Lots of competition for eyeballs? A: this is true. It’s amazing how many 50 mm+ MAU social media companies exist in China. However, Momo is a real contender and while there is significant competition, there are also a lot of eyeballs to go around in China.

Management / Board risk? A: Given the jurisdiction, I can’t entirely rule out non-shareholder friendly behavior, but this company has been around a while so there is a body of work to assess and I don’t view the risk as particularly elevated. Around the time of the IPO (2014), Momo’s CEO was accused of stealing important IP from Netease and so that was a somewhat ugly episode but nothing much ever really came of it. As mentioned in the prior section, the BABA backers have sold down shares and recently left the Board so this leaves room for one to speculate but I think there could be numerous benign reasons for this as well.

User growth turns negative? A: I touched on this earlier so I won’t repeat. I just don’t see it happening and the stock is cheap in my mind ex-growth (although growth is still required for this to work). 

Unknowns / Falling knife? China tech has been miserable the last couple weeks and it’s not uncharacteristic for such names to trade irrationally. Yet, I am still surprised by the downward price move since earnings.


I do not hold a position with the issuer such as employment, directorship, or consultancy.
I and/or others I advise do not hold a material investment in the issuer's securities.

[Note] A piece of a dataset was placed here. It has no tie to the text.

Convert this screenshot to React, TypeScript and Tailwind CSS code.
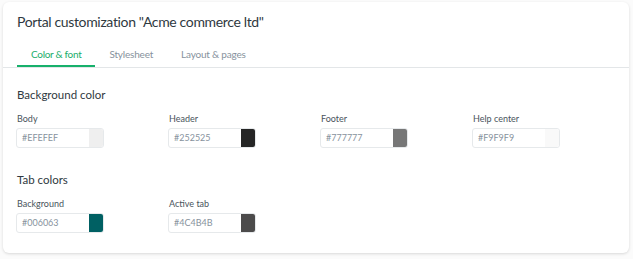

I think (a) reacceleration in MAU growth upon finetuning of the marketing channel (b) re-ignition of livestreaming paying user growth and / or (c) simply posting continued, solid revenue growth quarters would go a long way to reassure investors of the company’s durability. If this occurs, perception could improve swiftly. Management once tried to purchase the company and perhaps that’s more likely to be allowed today than a couple years ago. Given the livestreaming monetization power, the social elements, room for adjacent growth into dating, and the vastness of the China internet growth story, I think this is quite a unique and attractive asset.